3 Gedanken zu „Over the Top (1987) – Filmkritik“

  1. wenn man die 80 und sly liebt findet man den Film auch 30 Jahre später noch gut….
    wenn man sich mit dem Sport und dem persönlichen Charakter den Sylvester in fast jedem seiner Charaktere versucht hat einzuhauchen, spielen Klischees auch keine Rolle….
    anders ist es mit Leuten,die Kritiken schreiben, über Filme die sie persönlich nicht gut finden, das macht überhaupt keinen Sinn, wenn man nicht neutral bleibt….
    der Film ist reiner 80 und sly Kult….

    1. Hey Daniel,
      Danke für Deinen Kommentar.
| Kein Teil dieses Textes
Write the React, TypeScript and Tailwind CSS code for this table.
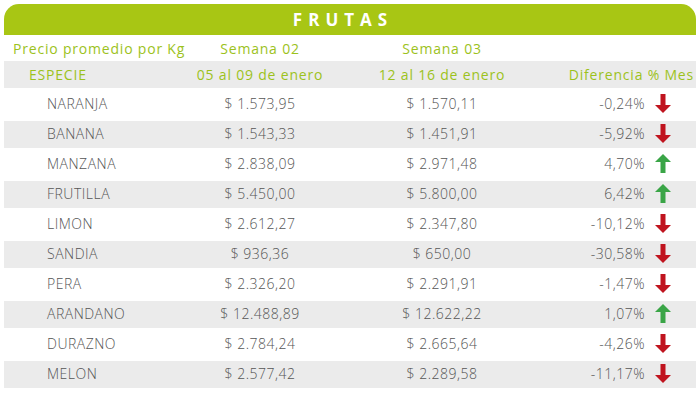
import React from "react";

type Row = { name: string; s2: string; s3: string; diff: string; up: boolean };

const rows: Row[] = [
  { name: "NARANJA", s2: "$ 1.573,95", s3: "$ 1.570,11", diff: "-0,24%", up: false },
  { name: "BANANA", s2: "$ 1.543,33", s3: "$ 1.451,91", diff: "-5,92%", up: false },
  { name: "MANZANA", s2: "$ 2.838,09", s3: "$ 2.971,48", diff: "4,70%", up: true },
  { name: "FRUTILLA", s2: "$ 5.450,00", s3: "$ 5.800,00", diff: "6,42%", up: true },
  { name: "LIMON", s2: "$ 2.612,27", s3: "$ 2.347,80", diff: "-10,12%", up: false },
  { name: "SANDIA", s2: "$ 936,36", s3: "$ 650,00", diff: "-30,58%", up: false },
  { name: "PERA", s2: "$ 2.326,20", s3: "$ 2.291,91", diff: "-1,47%", up: false },
  { name: "ARANDANO", s2: "$ 12.488,89", s3: "$ 12.622,22", diff: "1,07%", up: true },
  { name: "DURAZNO", s2: "$ 2.784,24", s3: "$ 2.665,64", diff: "-4,26%", up: false },
  { name: "MELON", s2: "$ 2.577,42", s3: "$ 2.289,58", diff: "-11,17%", up: false },
];

const cols = "grid grid-cols-[180px_152px_212px_148px]";

function Arrow({ up }: { up: boolean }) {
  return (
    <svg width="16" height="19" viewBox="0 0 16 19" className={up ? "" : "rotate-180"}>
      <path d="M8 0 L16 8 L10.5 8 L10.5 19 L5.5 19 L5.5 8 L0 8 Z" fill={up ? "#3aa547" : "#c0141f"} />
    </svg>
  );
}

export default function App() {
  return (
    <div className="w-[700px] h-[400px] bg-white pt-1 px-1 font-['Open_Sans',sans-serif]">
      <div className="h-[31px] w-[692px] rounded-t-[15px] bg-[#a8c614] flex items-center justify-center">
        <span className="pr-[14px] text-[17px] font-bold tracking-[6px] text-white">FRUTAS</span>
      </div>

      <div className={`${cols} h-[26px] items-center text-[14px] tracking-[0.8px] text-[#9cc21c]`}>
        <div className="pl-[9px] whitespace-nowrap">Precio promedio por Kg</div>
        <div className="text-center">Semana 02</div>
        <div className="text-center">Semana 03</div>
        <div />
      </div>

      <div className={`${cols} h-[27px] items-center bg-[#ebebeb] text-[14px] tracking-[0.8px] text-[#9cc21c]`}>
        <div className="pl-[25px]">ESPECIE</div>
        <div className="text-center">05 al 09 de enero</div>
        <div className="text-center">12 al 16 de enero</div>
        <div className="text-right pr-[2px] whitespace-nowrap">Diferencia % Mes</div>
      </div>

      <div className="pt-[3px] flex flex-col gap-[3px]">
        {rows.map((r, i) => (
          <div
            key={r.name}
            className={`${cols} h-[27px] pb-[2px] items-center text-[14px] tracking-[0.5px] font-light text-[#555555] ${i % 2 === 1 ? "bg-[#ebebeb]" : ""}`}
          >
            <div className="pl-[43px]">{r.name}</div>
            <div className="text-center">{r.s2}</div>
            <div className="text-center">{r.s3}</div>
            <div className="flex items-center justify-end pr-[25px] gap-[10px]">
              <span>{r.diff}</span>
              <Arrow up={r.up} />
            </div>
          </div>
        ))}
      </div>
    </div>
  );
}
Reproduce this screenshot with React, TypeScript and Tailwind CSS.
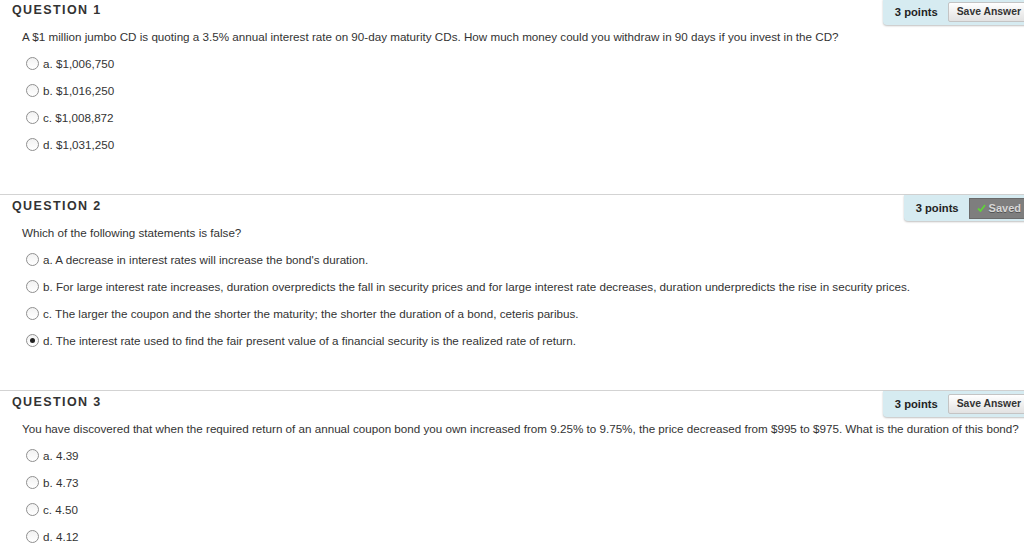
import React from "react";

type Q = {
  n: number;
  text: string;
  options: string[];
  selected?: number;
  saved?: boolean;
};

const questions: Q[] = [
  {
    n: 1,
    text: "A $1 million jumbo CD is quoting a 3.5% annual interest rate on 90-day maturity CDs. How much money could you withdraw in 90 days if you invest in the CD?",
    options: ["a. $1,006,750", "b. $1,016,250", "c. $1,008,872", "d. $1,031,250"],
  },
  {
    n: 2,
    text: "Which of the following statements is false?",
    options: [
      "a. A decrease in interest rates will increase the bond's duration.",
      "b. For large interest rate increases, duration overpredicts the fall in security prices and for large interest rate decreases, duration underpredicts the rise in security prices.",
      "c. The larger the coupon and the shorter the maturity; the shorter the duration of a bond, ceteris paribus.",
      "d. The interest rate used to find the fair present value of a financial security is the realized rate of return.",
    ],
    selected: 3,
    saved: true,
  },
  {
    n: 3,
    text: "You have discovered that when the required return of an annual coupon bond you own increased from 9.25% to 9.75%, the price decreased from $995 to $975. What is the duration of this bond?",
    options: ["a. 4.39", "b. 4.73", "c. 4.50", "d. 4.12"],
  },
];

function Radio({ checked }: { checked?: boolean }) {
  return (
    <span className="relative inline-block w-[13px] h-[13px] rounded-full border border-[#8f8f8f] bg-gradient-to-b from-[#f2f2f2] to-white shrink-0">
      {checked && (
        <span className="absolute left-[3px] top-[3px] w-[5px] h-[5px] rounded-full bg-[#222]" />
      )}
    </span>
  );
}

function PointsBox({ saved }: { saved?: boolean }) {
  return (
    <div className="flex items-center h-[26px] bg-[#d6ebf1] rounded-bl-[4px] shadow-[0_1px_2px_rgba(0,0,0,0.25)] pl-[12px] pr-[4px] gap-[10px]">
      <span className="font-bold text-[11.2px] text-[#222]">3 points</span>
      {saved ? (
        <span className="flex items-center h-[21px] pl-[7px] pr-[8px] gap-[3px] bg-[#7e7e7e] border border-[#6a6a6a] text-[11px] font-bold text-[#d6d6d6] [text-shadow:0_1px_0_#555]">
          <svg width="9" height="8" viewBox="0 0 9 8">
            <path d="M1 4.5 L3.5 7 L8 1" stroke="#5fd33a" strokeWidth="1.8" fill="none" />
          </svg>
          Saved
        </span>
      ) : (
        <span className="flex items-center h-[20px] px-[8px] bg-gradient-to-b from-white to-[#e2e2e2] border border-[#c4c4c4] rounded-[2px] text-[10.4px] font-bold text-[#333]">
          Save Answer
        </span>
      )}
    </div>
  );
}

function Section({ q }: { q: Q }) {
  return (
    <div className="border-t border-[#d3d3d3] h-[196px]">
      <div className="flex justify-between items-start h-[26px]">
        <div className="pl-[12px] h-[22px] leading-[22px] text-[12.5px] font-bold tracking-[1.4px] text-[#333]">
          QUESTION {q.n}
        </div>
        <PointsBox saved={q.saved} />
      </div>
      <div className="mt-[3px] pl-[22px] leading-[18px] text-[11.65px] text-[#333] whitespace-nowrap">
        {q.text}
      </div>
      <div className="mt-[4px] pl-[26px]">
        {q.options.map((o, i) => (
          <div key={i} className="flex items-center h-[27px] gap-[4px] text-[11.65px] text-[#333] whitespace-nowrap">
            <Radio checked={q.selected === i} />
            <span>{o}</span>
          </div>
        ))}
      </div>
    </div>
  );
}

export default function App() {
  return (
    <div className="w-[1024px] h-[555px] overflow-hidden bg-white" style={{ fontFamily: '"Liberation Sans", Arial, sans-serif' }}>
      <div className="w-[1034px] -mt-[2px]">
        {questions.map((q) => (
          <Section key={q.n} q={q} />
        ))}
      </div>
    </div>
  );
}
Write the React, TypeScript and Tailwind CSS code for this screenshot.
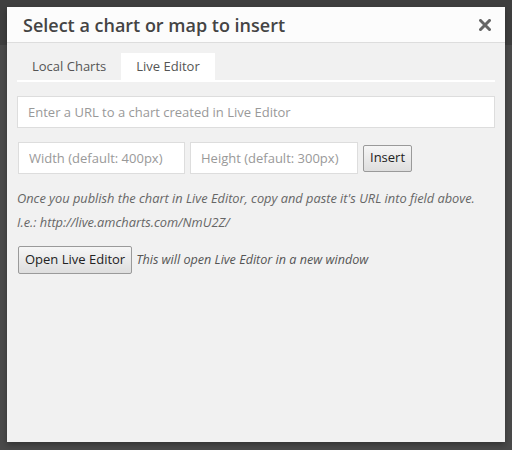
import React from "react";

export default function App() {
    return (
        <div
            className="h-[450px] w-[512px] bg-[linear-gradient(#3f3f3f_0_45px,#4a4a4a_45px)] pt-[7px] pl-[7px]"
            style={{ fontFamily: '"Open Sans", sans-serif' }}
        >
            <div className="flex h-[435px] w-[498px] flex-col bg-[#f1f1f1] shadow-[0_3px_6px_rgba(0,0,0,0.3)]">
                {/* header */}
                <div className="flex h-[36px] items-center justify-between border-b border-[#dddddd] bg-[#fcfcfc] pl-[16px] pr-[14px]">
                    <h1 className="mt-[2px] text-[18px] font-semibold text-[#444444]">Select a chart or map to insert</h1>
                    <svg width="12" height="12" viewBox="0 0 12 12" className="mt-[1px]">
                        <path d="M1.5 1.5 L10.5 10.5 M10.5 1.5 L1.5 10.5" stroke="#666666" strokeWidth="3" strokeLinecap="square" />
                    </svg>
                </div>

                <div className="flex flex-col px-[10px] pt-[10px]">
                    {/* tabs */}
                    <div className="flex h-[29px] border-b-2 border-white">
                        <div className="flex items-center px-[15px] pt-[1px] text-[13px] text-[#555555]">Local Charts</div>
                        <div className="flex items-center bg-white px-[15px] pt-[1px] text-[13px] text-[#555555]">Live Editor</div>
                    </div>

                    <input
                        className="mt-[14px] h-[32px] w-full border border-[#dddddd] bg-white px-[10px] text-[13px] outline-none placeholder:text-[#999999]"
                        placeholder="Enter a URL to a chart created in Live Editor"
                    />

                    <div className="mt-[14px] flex items-center gap-[5px] pl-[1px]">
                        <input
                            className="h-[32px] w-[167px] border border-[#dddddd] bg-white px-[10px] text-[13px] outline-none placeholder:text-[#999999]"
                            placeholder="Width (default: 400px)"
                        />
                        <input
                            className="h-[32px] w-[168px] border border-[#dddddd] bg-white px-[10px] text-[13px] outline-none placeholder:text-[#999999]"
                            placeholder="Height (default: 300px)"
                        />
                        <button className="h-[27px] rounded-[2px] border border-[#9a9a9a] bg-[linear-gradient(#f6f6f6,#dedede)] px-[6px] text-[13px] text-[#222222]">
                            Insert
                        </button>
                    </div>

                    <p className="mt-[12px] text-[12.8px] italic leading-[24px] text-[#666666]">
                        Once you publish the chart in Live Editor, copy and paste it's URL into field above.
                        <br />
                        I.e.: http://live.amcharts.com/NmU2Z/
                    </p>

                    <div className="mt-[12px] flex items-center gap-[4px] pl-[1px]">
                        <button className="h-[28px] rounded-[2px] border border-[#9a9a9a] bg-[linear-gradient(#f6f6f6,#dedede)] px-[6px] text-[13px] text-[#222222]">
                            Open Live Editor
                        </button>
                        <span className="text-[12.6px] italic text-[#555555]">This will open Live Editor in a new window</span>
                    </div>
                </div>
            </div>
        </div>
    );
}
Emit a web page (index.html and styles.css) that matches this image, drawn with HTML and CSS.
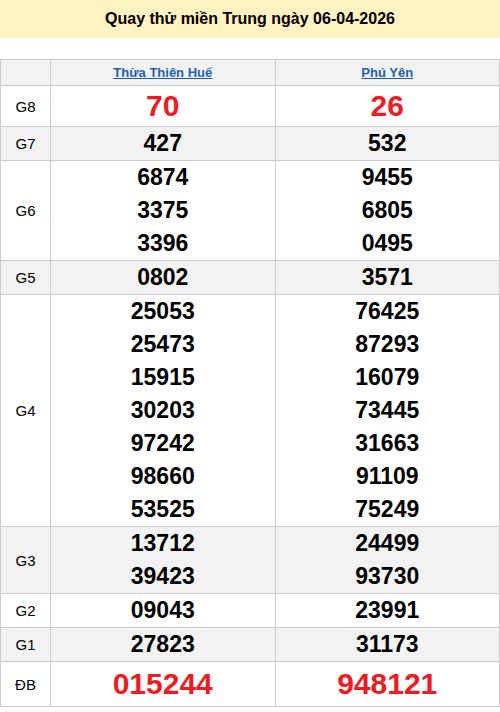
FILE: index.html
```html
<!DOCTYPE html>
<html lang="vi">
<head>
<meta charset="utf-8">
<link rel="stylesheet" href="styles.css">
</head>
<body>
<div class="title">Quay thử miền Trung ngày 06-04-2026</div>
<table class="kq">
  <colgroup><col class="c-label"><col class="c-prov"><col class="c-prov"></colgroup>
  <thead>
    <tr class="alt head"><th></th><th><a href="#">Thừa Thiên Huế</a></th><th><a href="#">Phú Yên</a></th></tr>
  </thead>
  <tbody>
    <tr class="g8"><td class="lbl">G8</td><td><div class="n big red">70</div></td><td><div class="n big red">26</div></td></tr>
    <tr class="alt"><td class="lbl">G7</td><td><div class="n">427</div></td><td><div class="n">532</div></td></tr>
    <tr><td class="lbl">G6</td><td><div class="n">6874</div><div class="n">3375</div><div class="n">3396</div></td><td><div class="n">9455</div><div class="n">6805</div><div class="n">0495</div></td></tr>
    <tr class="alt"><td class="lbl">G5</td><td><div class="n">0802</div></td><td><div class="n">3571</div></td></tr>
    <tr><td class="lbl">G4</td>
      <td><div class="n">25053</div><div class="n">25473</div><div class="n">15915</div><div class="n">30203</div><div class="n">97242</div><div class="n">98660</div><div class="n">53525</div></td>
      <td><div class="n">76425</div><div class="n">87293</div><div class="n">16079</div><div class="n">73445</div><div class="n">31663</div><div class="n">91109</div><div class="n">75249</div></td></tr>
    <tr class="alt"><td class="lbl">G3</td><td><div class="n">13712</div><div class="n">39423</div></td><td><div class="n">24499</div><div class="n">93730</div></td></tr>
    <tr><td class="lbl">G2</td><td><div class="n">09043</div></td><td><div class="n">23991</div></td></tr>
    <tr class="alt"><td class="lbl">G1</td><td><div class="n">27823</div></td><td><div class="n">31173</div></td></tr>
    <tr class="db"><td class="lbl">ĐB</td><td><div class="n big red">015244</div></td><td><div class="n big red">948121</div></td></tr>
  </tbody>
</table>
</body>
</html>
```
FILE: styles.css
```css
html, body {
  margin: 0;
  padding: 0;
  background: #fff;
  font-family: "Liberation Sans", Arial, sans-serif;
  color: #000;
}
.title {
  height: 38px;
  line-height: 38px;
  background: #fff2c2;
  text-align: center;
  font-weight: bold;
  font-size: 16px;
}
.kq {
  margin-top: 21px;
  width: 500px;
  border-collapse: collapse;
  table-layout: fixed;
}
.c-label { width: 50px; }
.kq th, .kq td {
  border: 1px solid #cccccc;
  padding: 0;
  text-align: center;
  vertical-align: middle;
}
.head th {
  height: 25px;
  font-size: 13px;
  font-weight: bold;
}
.head a {
  color: #1f5fb0;
  text-decoration: underline;
}
.alt { background: #f2f2f2; }
.lbl {
  font-size: 15px;
}
.n {
  height: 33px;
  line-height: 33px;
  font-size: 23px;
  font-weight: bold;
}
.big {
  font-size: 30px;
}
.g8 .n { height: 40px; line-height: 40px; }
.db .n { height: 44px; line-height: 44px; }
.red { color: #ed1c24; }
```
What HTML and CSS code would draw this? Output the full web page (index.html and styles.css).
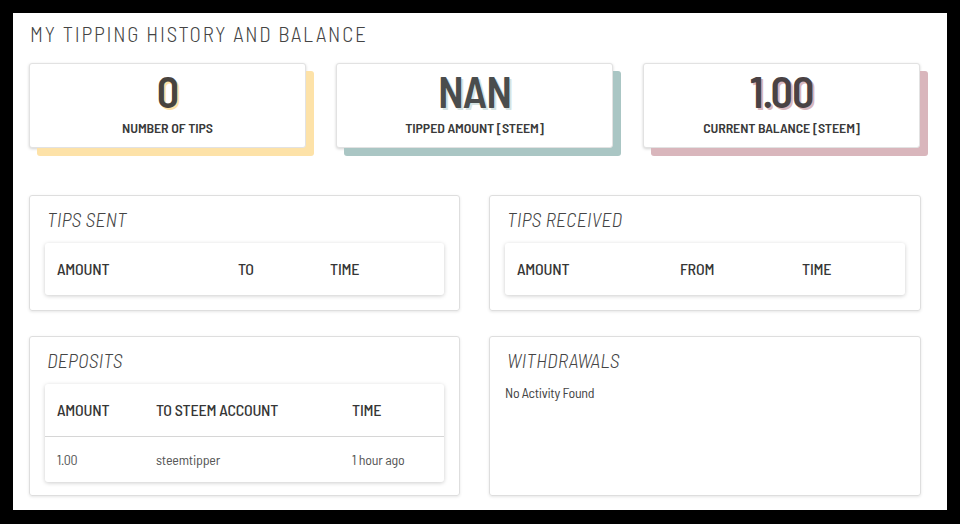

Ich bin verwirrt: soll ich jetzt neutral bleiben oder nur über Filme schreiben, die ich gut finde?
      Ich freue mich natürlich für jeden, dem OVER THE TOP gefällt und kann es nachvollziehen, wenn man den Film einfach zum richtigen Zeitpunkt im eigenen Leben gesehen hat und ihn deswegen liebt.
      Gruß
      Christoph

  2. Ich mag den Film wirklich sehr, vielleicht weil ich ihm die Story irgendwie abkaufe. Aber ich habe auch aus dem Titanic Film mit Dicaprio viel für mich gezogen, die Lebensgeschichte, dass man sich treu sein soll und seinen ganz eigenen Weg zu gehen hat über alle Hindernisse hinaus. Das Vater und Sohn sich finden gefällt mir natürlich auch sehr.

    Einfach man selber bleiben und zu sich stehen. Selbstzweifel überwinden und sich den Herausforderungen dennoch stellen und nicht käuflich sein.